Bouchercon is the perfect place for such a person. True, it’s close to two thousand people in relatively confined quarters, but it’s not just that. It’s hundreds of people who are geeked up about the same thing you are, and are often hungry for others to talk to about it. Even better, it’s not just the thousand-plus like-minded readers you’ll see: you’ll also be tripping over the people who write the books you’re so revved up about. What could be better?

They’re glad to see you, too. I’ve been to eight Bouchercons in the ten years since I discovered them. I’ve made friends there, cemented acquaintances with people I came to know online, and have created enough of a footprint myself that some people actually recognize me. I have never once been treated other than civilly, and far more often than not people have gone out of their way to be friendly.**

It can be an expense, but it’s a bargain compared to many other conferences. The conference fee itself is always reasonable and I’m constantly surprised when I see the room rate the committee gets at the host hotel. The only complaint I’ve had is the hotels rarely appreciate how much readers and writers drink and fail to put enough additional staff on the bar. Doesn’t mean I don’t socialize; I just don’t drink as much. The hotel’s loss is my liver’s gain.

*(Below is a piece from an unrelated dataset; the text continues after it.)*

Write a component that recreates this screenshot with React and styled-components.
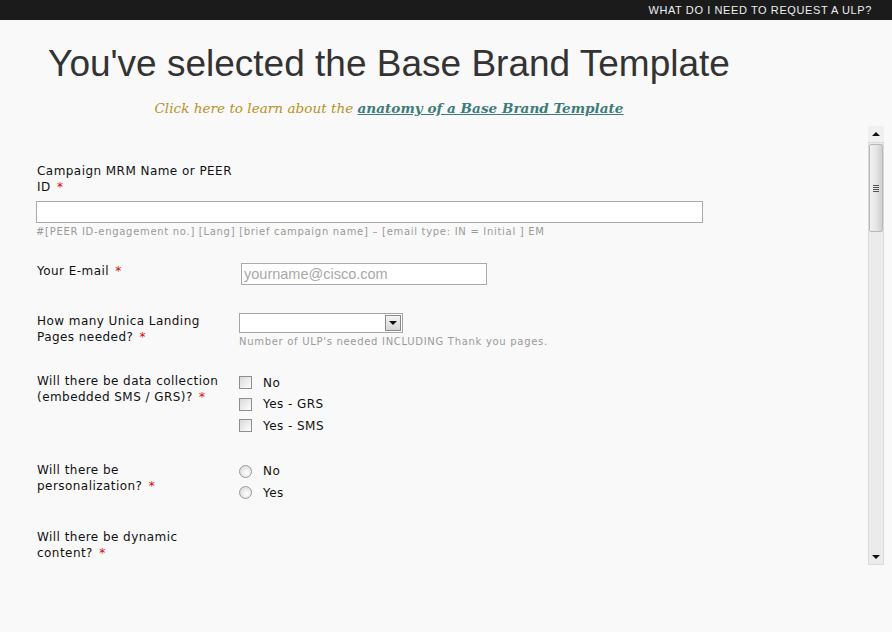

So, dear readers, if you’re curious to see what over a thousand readers and several hundred crime fiction writers look like in the wild, there’s no better place to find out than Bouchercon.

* -- The Sole Heir™ was pre-teen when my tenure at Castle Voldemort ended and I was the classic single divorced father again. We used to have this conversation fairly often:

TSH: Do you ever go out?
Me: Not much.
TSH: Why not?
Me: If I go out I’m going to see a lot of people I don’t know.
TSH: What’s wrong with that?
Me: I hate people I don’t know.
After a year or so she came up with the next logical question.
TSH: Why do you hate people you don’t know?
Me: It saves time.

** -- My favorite Bouchercon story. Baltimore, 2008. My virgin appearance. Standing on the walkway between hotels with Peter Rozovsky, one of about three people I actually knew then. He asked was I having a good time.

Me: Sort of.
PR: What’s wrong?
Me: I don’t really know anyone here. (See above statement about people I don’t know.)
PR: (Looks around) Do you know Scott Phillips?
Me: I know who he is….
PR: (Waving) Scott! Come here a second! (Scott Phillips comes over.) Scott, this is Dana King. Dana, this is Scott Phillips. He wrote The Ice Harvest. (Peter does not know I am head over heels for The Ice Harvest.)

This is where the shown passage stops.